LEPROUS
pitfalls

Décidément, le rock progressif occupe assurément beaucoup d’espace cette année, entre les mastodontes Tool ou Opeth et d’autres sorties plus ou moins confidentielles (Klone par exemple, que nous évoquions dans ces pages il y a peu). Cette scène s’oublie trop souvent au milieu de morceaux interminables, concentrée autour de sa créativité et de sa technicité, perdue loin de la simplicité essentielle nécessaire pour transmettre un imaginaire, une émotion ou encore inviter à la transe. Un groupe comme Leprous a toujours incontestablement laissé une place de choix à un propos sensible ou poétique sans jamais lésiner sur les moyens.
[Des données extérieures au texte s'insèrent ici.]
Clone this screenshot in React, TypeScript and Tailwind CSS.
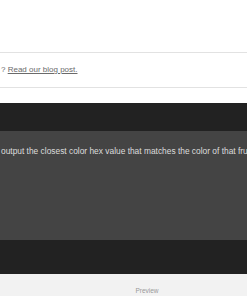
export default function App() {
  return (
    <div className="w-[247px] h-[296px] overflow-hidden bg-white flex flex-col" style={{ fontFamily: '"Liberation Sans", Arial, sans-serif' }}>
      <div className="h-[52px] shrink-0" />
      <div className="h-px bg-[#e2e2e2] shrink-0" />
      <div className="h-[34px] shrink-0 flex items-center pl-[1px] text-[8px] text-[#6a6a6a] whitespace-nowrap">
        <p>? <a className="underline">Read our blog post.</a></p>
      </div>
      <div className="h-px bg-[#e2e2e2] shrink-0" />
      <div className="h-[15px] shrink-0" />
      <div className="h-[28px] shrink-0 bg-[#222]" />
      <div className="h-[109px] shrink-0 bg-[#444] pt-[14px] pl-[1px] text-[8.4px] text-[#ddd] whitespace-nowrap overflow-hidden">
        output the closest color hex value that matches the color of that fruit.
      </div>
      <div className="h-[34px] shrink-0 bg-[#222]" />
      <div className="flex-1 bg-[#f2f2f2] flex justify-center pt-[12px] pl-[47px] text-[6.5px] text-[#999]">
        Preview
      </div>
    </div>
  );
}
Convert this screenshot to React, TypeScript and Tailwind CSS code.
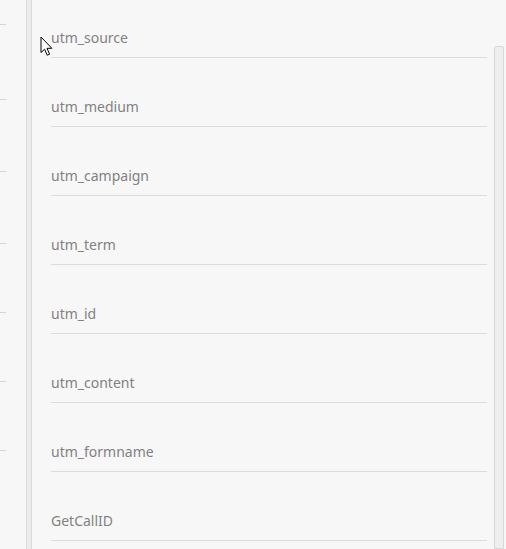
import React from 'react'

const fields = [
  'utm_source',
  'utm_medium',
  'utm_campaign',
  'utm_term',
  'utm_id',
  'utm_content',
  'utm_formname',
  'GetCallID',
]

// offsets of the little marks in the left column
const ticks = ['mt-[24px]', 'mt-[74px]', 'mt-[71px]', 'mt-[71px]', 'mt-[68px]', 'mt-[68px]', 'mt-[68px]']

function Cursor() {
  return (
    <svg className="absolute left-[40px] top-[36px]" width="13" height="21" viewBox="0 0 13 21">
      <path
        d="M1 1 L1 16.5 L4.6 13.2 L7.2 19.2 L9.6 18.2 L7 12.3 L11.8 12.3 Z"
        fill="#fff"
        stroke="#000"
        strokeWidth="1"
        strokeLinejoin="miter"
      />
    </svg>
  )
}

export default function App() {
  return (
    <div className="relative flex h-[549px] w-[506px] overflow-hidden bg-[#f7f7f7] font-['Noto_Sans',sans-serif]">
      <div className="flex w-[26px] flex-col">
        {ticks.map((t, i) => (
          <div key={i} className={`${t} h-px w-[6px] bg-[#d5d5d5]`} />
        ))}
      </div>
      <div className="w-[6px] border-x border-[#dadada] bg-[#ebebeb]" />
      <div className="flex flex-1 flex-col pl-[19px] pr-[7px]">
        {fields.map((f) => (
          <div key={f} className="border-b border-[#dcdcdc] pt-[39px] pb-[9px] first:pt-[28px]">
            <div className="h-[20px] text-[14px] leading-[20px] text-[#828282]">{f}</div>
          </div>
        ))}
      </div>
      <div className="w-[12px] pt-[46px] pr-[2px]">
        <div className="h-full w-[10px] rounded-t-[2px] border border-[#d8d8d8] bg-[#eeeeee]" />
      </div>
      <Cursor />
    </div>
  )
}
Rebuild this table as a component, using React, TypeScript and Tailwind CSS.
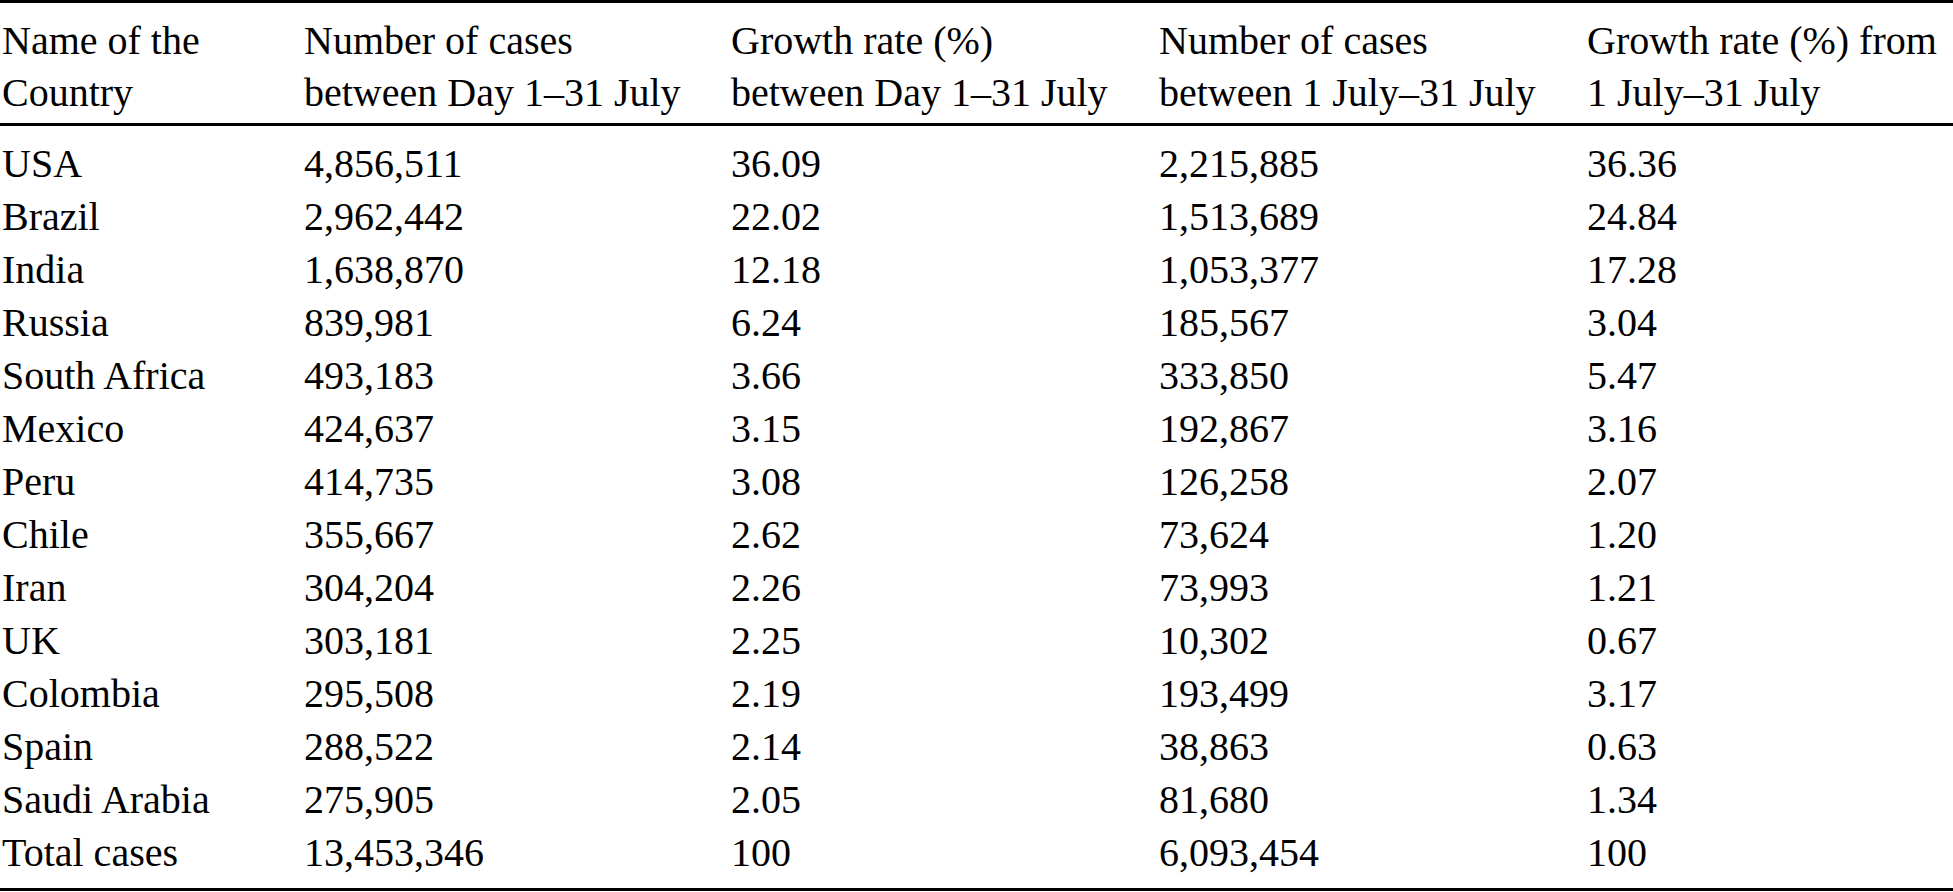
type Row = {
  country: string;
  casesDay: string;
  rateDay: string;
  casesJuly: string;
  rateJuly: string;
};

const rows: Row[] = [
  { country: 'USA', casesDay: '4,856,511', rateDay: '36.09', casesJuly: '2,215,885', rateJuly: '36.36' },
  { country: 'Brazil', casesDay: '2,962,442', rateDay: '22.02', casesJuly: '1,513,689', rateJuly: '24.84' },
  { country: 'India', casesDay: '1,638,870', rateDay: '12.18', casesJuly: '1,053,377', rateJuly: '17.28' },
  { country: 'Russia', casesDay: '839,981', rateDay: '6.24', casesJuly: '185,567', rateJuly: '3.04' },
  { country: 'South Africa', casesDay: '493,183', rateDay: '3.66', casesJuly: '333,850', rateJuly: '5.47' },
  { country: 'Mexico', casesDay: '424,637', rateDay: '3.15', casesJuly: '192,867', rateJuly: '3.16' },
  { country: 'Peru', casesDay: '414,735', rateDay: '3.08', casesJuly: '126,258', rateJuly: '2.07' },
  { country: 'Chile', casesDay: '355,667', rateDay: '2.62', casesJuly: '73,624', rateJuly: '1.20' },
  { country: 'Iran', casesDay: '304,204', rateDay: '2.26', casesJuly: '73,993', rateJuly: '1.21' },
  { country: 'UK', casesDay: '303,181', rateDay: '2.25', casesJuly: '10,302', rateJuly: '0.67' },
  { country: 'Colombia', casesDay: '295,508', rateDay: '2.19', casesJuly: '193,499', rateJuly: '3.17' },
  { country: 'Spain', casesDay: '288,522', rateDay: '2.14', casesJuly: '38,863', rateJuly: '0.63' },
  { country: 'Saudi Arabia', casesDay: '275,905', rateDay: '2.05', casesJuly: '81,680', rateJuly: '1.34' },
  { country: 'Total cases', casesDay: '13,453,346', rateDay: '100', casesJuly: '6,093,454', rateJuly: '100' },
];

const cols = 'grid grid-cols-[302px_427px_428px_428px_1fr] pl-[2px]';

export default function App() {
  return (
    <div className="min-h-screen bg-white text-black font-['Liberation_Serif','Times_New_Roman',serif] text-[40px] leading-[52px]">
      <div className="border-t-[3px] border-black pt-[12px] pb-[4px]">
        <div className={cols}>
          <div>
            Name of the
            <br />
            Country
          </div>
          <div>
            Number of cases
            <br />
            between Day 1–31 July
          </div>
          <div>
            Growth rate (%)
            <br />
            between Day 1–31 July
          </div>
          <div>
            Number of cases
            <br />
            between 1 July–31 July
          </div>
          <div className="whitespace-nowrap">
            Growth rate (%) from
            <br />
            1 July–31 July
          </div>
        </div>
      </div>
      <div className="border-t-[3px] border-b-[3px] border-black pt-[12px] pb-[8px]">
        {rows.map((row) => (
          <div key={row.country} className={`${cols} h-[53px]`}>
            <div>{row.country}</div>
            <div>{row.casesDay}</div>
            <div>{row.rateDay}</div>
            <div>{row.casesJuly}</div>
            <div>{row.rateJuly}</div>
          </div>
        ))}
      </div>
    </div>
  );
}
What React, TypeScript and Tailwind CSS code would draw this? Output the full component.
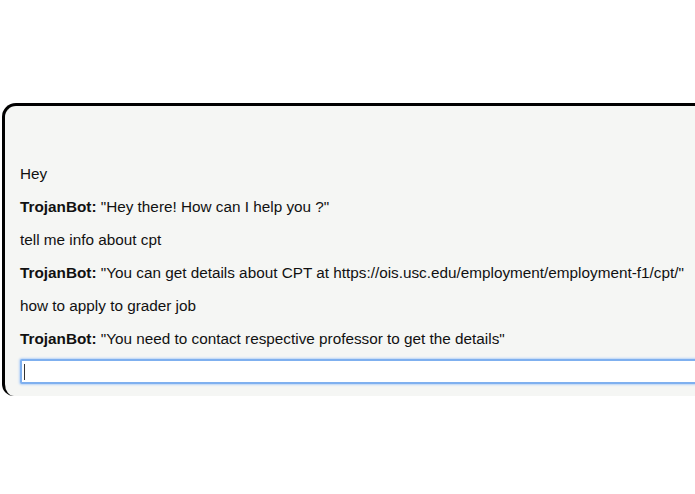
const chat = [
  { from: "user", text: "Hey" },
  { from: "bot", text: '"Hey there! How can I help you ?"' },
  { from: "user", text: "tell me info about cpt" },
  {
    from: "bot",
    text: '"You can get details about CPT at https://ois.usc.edu/employment/employment-f1/cpt/"',
  },
  { from: "user", text: "how to apply to grader job" },
  { from: "bot", text: '"You need to contact respective professor to get the details"' },
];

export default function App() {
  return (
    <div className="h-[494px] w-[695px] overflow-hidden bg-white font-['Liberation_Sans',Arial,sans-serif] text-[15.3px] text-[#111]">
      <div className="ml-[2px] mt-[103px] w-[740px] rounded-tl-[14px] rounded-bl-[12px] border-l-[3px] border-t-[3px] border-black bg-[#f5f6f4] pl-[15px] pt-[59px] pb-[12px]">
        <div className="flex flex-col gap-[15px]">
          {chat.map((m, i) => (
            <p key={i} className="whitespace-nowrap leading-[18px]">
              {m.from === "bot" && <b>TrojanBot: </b>}
              {m.text}
            </p>
          ))}
        </div>
        <div className="mt-[11px] h-[25px] w-full rounded-[2px] border-2 border-[#7fb0ef] bg-white shadow-[0_0_2px_1px_#b9d4f7]">
          <div className="ml-[2px] mt-[3px] h-[16px] w-[1px] bg-[#333]" />
        </div>
      </div>
    </div>
  );
}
Cette fois, avec Pitfalls, c’est différent. Les Norvégiens parviennent à se distinguer en douceur, sans effort apparent (donc sans moyen ostensible). Malgré les différentes tonalités qui rythment le disque, c’est une vraie sérénité, un sentiment d’apaisement qui finit par triompher.

Centré autour de la voix de son interprète, les Norvégiens s’ébrouent pour faire tomber l’étiquette « metal progressif » qu’on leur a facilement collée au fil de leurs productions. Seuls les éléments progressifs demeurent prégnants, mais ce sujet n’intéresse clairement pas le groupe qui relègue les questions relatives à leur évolution  au stérile – autant qu’inévitable – débat pour grincheux. D’emblée très… pop et mélodique, avec ces refrains emphatiques, cette voix haut perchée, ces arrangements classieux, Pitfalls surprend et s’assume pour mieux glisser vers des territoires plus brumeux, étranges et expérimentaux. C’est souvent atmosphérique, secoué au gré des vents ou parfois en suspension dans l’éther.

Le propos se résumerait finalement à une observation d’une tranche de vie, au ralenti, l’étude à cinquante images seconde de la transition entre une période de doute profond, aveuglement et ténèbres, et une brusque sortie, un grand bol d’air, un véritable bond vers l’azur et la lumière, un véritable élan. L’image choisie par le groupe, œuvre d’un photographe sans rapport avec le projet, s’en fait parfaitement l’écho en montrant ce petit musicien jouant dans les brumes sur les épaules d’un Dieu. Sans nul doute, le groupe tâtonne et rend compte de ses progrès en tentant d’approcher le sacré à travers sa musique.